As Hall and Pitta spent even more time with each other away from the field, they started to form a bond. Pitta said he could give Hall a look and he'd know exactly what he was thinking.
That bond became evident during the first two games of last season when Pitta made 21 catches for 361 yards and a touchdown.
"I wasn't a household name, not a lot of people knew me and I was still trying to get the feel for the game, get my legs under me and all that," Pitta said. "Last season was the first season going in where I felt really good about my fitness level, about where I was as a football player, and I was able to have some really big games early. I think that kind of got my name out there a little bit and I was just able to continue and play well all season."
Suddenly, Pitta was on everyone's radar. He had four games with more than 100 yards receiving and two games with more than 175 yards. He was a first-team all-Mountain West selection and a semifinalist for the John Mackey Award, which is handed out annually to the nation's best tight end.
Heading into the Sept. 5 opener against No. 3 Oklahoma, Pitta has caught at least one pass in 30 consecutive games dating back to Oct. 23, 2004.
"It's unbelievable that he started off as a walk-on," Hall said. "It just goes to show Dennis and his hard work, and his desire to be the best and his desire to really help our football team.
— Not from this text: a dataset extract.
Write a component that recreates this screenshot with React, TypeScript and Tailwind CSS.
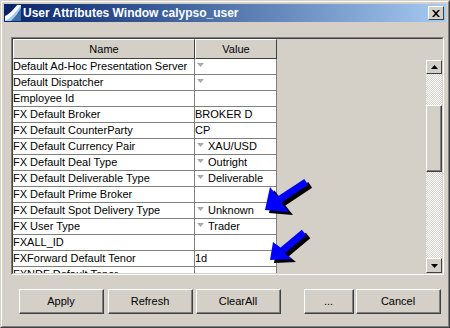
import React from 'react';

type Row = { name: string; value?: string; combo?: boolean };

const rows: Row[] = [
  { name: 'Default Ad-Hoc Presentation Server', combo: true },
  { name: 'Default Dispatcher', combo: true },
  { name: 'Employee Id' },
  { name: 'FX Default Broker', value: 'BROKER D' },
  { name: 'FX Default CounterParty', value: 'CP' },
  { name: 'FX Default Currency Pair', value: 'XAU/USD', combo: true },
  { name: 'FX Default Deal Type', value: 'Outright', combo: true },
  { name: 'FX Default Deliverable Type', value: 'Deliverable', combo: true },
  { name: 'FX Default Prime Broker' },
  { name: 'FX Default Spot Delivery Type', value: 'Unknown', combo: true },
  { name: 'FX User Type', value: 'Trader', combo: true },
  { name: 'FXALL_ID' },
  { name: 'FXForward Default Tenor', value: '1d' },
  { name: 'FXNDF Default Tenor' },
];

const raised =
  'border-t border-l border-t-white border-l-white border-b border-r border-b-[#404040] border-r-[#404040]';

const ComboArrow = () => (
  <svg width="7" height="4" viewBox="0 0 7 4" className="ml-[2px] mr-[4px] mt-[-3px] shrink-0">
    <path d="M0 0h7L3.5 4z" fill="#a8a8a8" />
  </svg>
);

const ScrollButton = ({ up, h }: { up?: boolean; h: string }) => (
  <div className={`${raised} ${h} w-[16px] bg-[#d4d0c8] flex items-center justify-center`}>
    <svg width="7" height="4" viewBox="0 0 7 4">
      <path d={up ? 'M3.5 0L7 4H0z' : 'M0 0h7L3.5 4z'} fill="#000" />
    </svg>
  </div>
);

const WinButton = ({ label, w, ml }: { label: string; w: string; ml: string }) => (
  <button className={`${raised} ${w} ${ml} h-[25px] bg-[#d4d0c8] text-[11px] text-black flex items-center justify-center`}>
    <span className="block w-full h-full border-r border-b border-r-[#808080] border-b-[#808080] leading-[22px]">
      {label}
    </span>
  </button>
);

export default function App() {
  return (
    <div className="relative w-[450px] h-[328px] font-['Liberation_Sans',Arial,sans-serif] select-none">
      <div className="w-full h-full border border-t-[#d4d0c8] border-l-[#d4d0c8] border-b-[#404040] border-r-[#404040] bg-[#d4d0c8]">
        <div className="w-full h-full border border-t-white border-l-white border-b-[#808080] border-r-[#808080] p-[2px]">
          {/* title bar */}
          <div className="h-[18px] flex items-center bg-gradient-to-r from-[#0a246a] to-[#a6caf0]">
            <svg width="16" height="16" viewBox="0 0 16 16" className="ml-[1px] shrink-0">
              <rect width="16" height="16" fill="#a6caf0" />
              <path d="M0 16L0 11C4 9 8 5 12 0H16C12 6 7 12 0 16z" fill="#fff" />
              <path d="M0 0H12C8 5 4 9 0 11z" fill="#0a246a" />
              <path d="M6 16C10 12 13 8 16 3V16z" fill="#3a6ea5" />
            </svg>
            <span className="ml-[2px] text-white font-bold text-[12px] leading-none whitespace-nowrap">
              User Attributes Window calypso_user
            </span>
            <div className="ml-auto mr-[2px] w-[16px] h-[14px] bg-[#d4d0c8] border border-t-white border-l-white border-b-[#404040] border-r-[#404040] flex items-center justify-center">
              <svg width="8" height="7" viewBox="0 0 8 7">
                <path d="M0 0h2l2 2.3L6 0h2L5 3.5 8 7H6L4 4.7 2 7H0l3-3.5z" fill="#000" />
              </svg>
            </div>
          </div>

          {/* sunken panel */}
          <div className="mt-[15px] ml-[7px] mr-[2px] h-[238px] border border-t-[#808080] border-l-[#808080] border-b-white border-r-white">
            <div className="w-full h-full border border-t-[#404040] border-l-[#404040] border-b-[#d4d0c8] border-r-[#d4d0c8] flex overflow-hidden">
              <div className="w-[264px] shrink-0 overflow-hidden">
                <div className="flex h-[20px] text-[11px] text-black">
                  <div className={`${raised} w-[182px] flex items-center justify-center bg-[#d4d0c8]`}>Name</div>
                  <div className={`${raised} w-[82px] flex items-center justify-center bg-[#d4d0c8]`}>Value</div>
                </div>
                {rows.map((r) => (
                  <div key={r.name} className="flex h-[16px] text-[11px] text-black bg-white border-b border-b-[#808080]">
                    <div className="w-[182px] border-r border-r-[#808080] whitespace-nowrap overflow-hidden leading-[15px]">
                      {r.name}
                    </div>
                    <div className="w-[82px] border-r border-r-[#808080] flex items-center whitespace-nowrap overflow-hidden leading-[15px]">
                      {r.combo && <ComboArrow />}
                      {r.value && <span>{r.value}</span>}
                    </div>
                  </div>
                ))}
              </div>
              <div className="flex-1" />
              <div className="w-[16px] shrink-0 mt-[21px] flex flex-col">
                <ScrollButton up h="h-[14px]" />
                <div className="h-[31px] bg-[repeating-conic-gradient(#d4d0c8_0_25%,#ffffff_0_50%)] bg-[length:2px_2px]" />
                <div className={`${raised} h-[67px] bg-[#d4d0c8]`}>
                  <div className="w-full h-full border-r border-b border-r-[#808080] border-b-[#808080]" />
                </div>
                <div className="flex-1 bg-[repeating-conic-gradient(#d4d0c8_0_25%,#ffffff_0_50%)] bg-[length:2px_2px]" />
                <ScrollButton h="h-[15px]" />
              </div>
            </div>
          </div>

          {/* buttons */}
          <div className="mt-[14px] flex">
            <WinButton label="Apply" w="w-[85px]" ml="ml-[15px]" />
            <WinButton label="Refresh" w="w-[85px]" ml="ml-[4px]" />
            <WinButton label="ClearAll" w="w-[85px]" ml="ml-[3px]" />
            <WinButton label="..." w="w-[50px]" ml="ml-[23px]" />
            <WinButton label="Cancel" w="w-[85px]" ml="ml-[2px]" />
          </div>
        </div>
      </div>

      {/* annotation arrows */}
      <svg className="absolute inset-0 pointer-events-none" width="450" height="328" viewBox="0 0 450 328">
        <g transform="translate(4 3)" fill="#000">
          <polygon points="265,210 270,187 277.6,196.6 304.3,179 308.1,184.8 281.4,202.4 289,212" />
          <polygon points="270,260 273,242 280.3,247.8 301.8,229.8 306.3,235.2 284.8,253.2 292,259" />
        </g>
        <g fill="#0000ff">
          <polygon points="265,210 270,187 277.6,196.6 304.3,179 308.1,184.8 281.4,202.4 289,212" />
          <polygon points="270,260 273,242 280.3,247.8 301.8,229.8 306.3,235.2 284.8,253.2 292,259" />
        </g>
      </svg>
    </div>
  );
}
You can't say enough good things about him because of where he was and where he is now."
Pitta knows that he won't have the luxury of being an unknown this season. With Collie gone to the NFL, Pitta is the Cougars' main target, so defenses will be ready for him.
He spent much of his summer preparing to replace Collie. He assumed the leadership role that Collie once filled and has been a role model with his work ethic at practice. Hall said he's seen Pitta more focused and driven this year. And both hold high standards for their senior seasons.
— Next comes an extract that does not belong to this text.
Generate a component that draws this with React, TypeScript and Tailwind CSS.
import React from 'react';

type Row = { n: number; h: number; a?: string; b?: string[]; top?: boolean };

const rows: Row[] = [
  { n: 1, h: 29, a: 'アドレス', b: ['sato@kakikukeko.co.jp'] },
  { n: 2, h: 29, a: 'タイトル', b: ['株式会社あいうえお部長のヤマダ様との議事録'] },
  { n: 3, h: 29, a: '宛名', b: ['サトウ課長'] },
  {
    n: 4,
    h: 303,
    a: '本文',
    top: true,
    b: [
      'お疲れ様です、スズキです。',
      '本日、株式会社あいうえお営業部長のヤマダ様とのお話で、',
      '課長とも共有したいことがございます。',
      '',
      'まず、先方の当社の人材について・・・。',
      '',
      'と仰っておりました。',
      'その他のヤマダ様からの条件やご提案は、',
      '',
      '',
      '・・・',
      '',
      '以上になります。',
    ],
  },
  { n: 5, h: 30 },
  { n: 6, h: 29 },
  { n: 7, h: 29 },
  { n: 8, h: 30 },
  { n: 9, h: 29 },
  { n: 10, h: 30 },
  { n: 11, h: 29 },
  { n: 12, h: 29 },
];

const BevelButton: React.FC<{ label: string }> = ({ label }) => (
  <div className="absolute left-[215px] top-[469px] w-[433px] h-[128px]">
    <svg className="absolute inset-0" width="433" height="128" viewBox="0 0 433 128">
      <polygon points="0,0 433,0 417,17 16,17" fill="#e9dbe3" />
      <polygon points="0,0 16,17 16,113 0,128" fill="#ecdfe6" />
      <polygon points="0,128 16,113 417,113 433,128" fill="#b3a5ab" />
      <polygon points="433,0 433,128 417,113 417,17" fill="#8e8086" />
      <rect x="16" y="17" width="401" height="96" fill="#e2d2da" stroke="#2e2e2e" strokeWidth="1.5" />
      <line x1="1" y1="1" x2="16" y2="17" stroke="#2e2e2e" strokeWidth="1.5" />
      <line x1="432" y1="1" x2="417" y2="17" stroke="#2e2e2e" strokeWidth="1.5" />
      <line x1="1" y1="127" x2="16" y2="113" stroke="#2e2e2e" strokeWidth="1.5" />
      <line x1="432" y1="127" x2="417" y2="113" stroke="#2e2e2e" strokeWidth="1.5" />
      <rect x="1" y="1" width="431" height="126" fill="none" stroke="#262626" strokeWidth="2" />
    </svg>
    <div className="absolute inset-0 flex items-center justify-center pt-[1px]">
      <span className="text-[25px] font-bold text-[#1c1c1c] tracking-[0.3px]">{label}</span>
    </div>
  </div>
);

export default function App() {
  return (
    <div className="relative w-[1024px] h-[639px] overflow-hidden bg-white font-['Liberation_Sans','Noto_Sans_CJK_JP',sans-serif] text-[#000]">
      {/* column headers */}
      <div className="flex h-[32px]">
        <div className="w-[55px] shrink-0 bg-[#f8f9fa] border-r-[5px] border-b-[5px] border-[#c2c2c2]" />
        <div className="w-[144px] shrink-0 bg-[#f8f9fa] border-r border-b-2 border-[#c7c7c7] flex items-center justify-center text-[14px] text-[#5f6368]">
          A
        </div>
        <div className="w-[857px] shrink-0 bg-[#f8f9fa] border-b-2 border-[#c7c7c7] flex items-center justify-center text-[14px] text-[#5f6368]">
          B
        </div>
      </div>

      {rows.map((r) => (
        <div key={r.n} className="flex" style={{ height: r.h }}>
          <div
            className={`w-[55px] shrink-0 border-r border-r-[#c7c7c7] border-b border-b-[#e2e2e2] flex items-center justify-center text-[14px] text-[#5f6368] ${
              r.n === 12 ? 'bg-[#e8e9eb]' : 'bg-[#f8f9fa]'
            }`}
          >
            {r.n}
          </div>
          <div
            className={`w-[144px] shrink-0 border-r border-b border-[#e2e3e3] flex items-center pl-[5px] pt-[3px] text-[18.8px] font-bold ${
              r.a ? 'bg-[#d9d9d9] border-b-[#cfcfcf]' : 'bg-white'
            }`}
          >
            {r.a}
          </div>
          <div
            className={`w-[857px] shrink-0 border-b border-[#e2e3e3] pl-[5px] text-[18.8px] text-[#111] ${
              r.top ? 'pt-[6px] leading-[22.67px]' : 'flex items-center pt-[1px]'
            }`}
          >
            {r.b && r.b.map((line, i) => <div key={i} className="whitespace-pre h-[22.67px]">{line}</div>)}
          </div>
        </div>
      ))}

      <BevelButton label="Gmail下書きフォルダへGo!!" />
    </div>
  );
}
"I've never been a guy that's been well-known at all for what I can do on the football field," Pitta said. "It's different, but I realize that it's something that I need to be grateful for and it's something that I need to stay humble through. It's a privilege to be in the situation that I'm in, and I can't take that for granted. So I think it even makes me work a little bit harder each day.
"If you would have asked me five years ago where I'd be at, I don't think I would have said right here. It's been a nice journey for me. It's been tough. It's been an uphill battle. But I definitely think it's been worth it."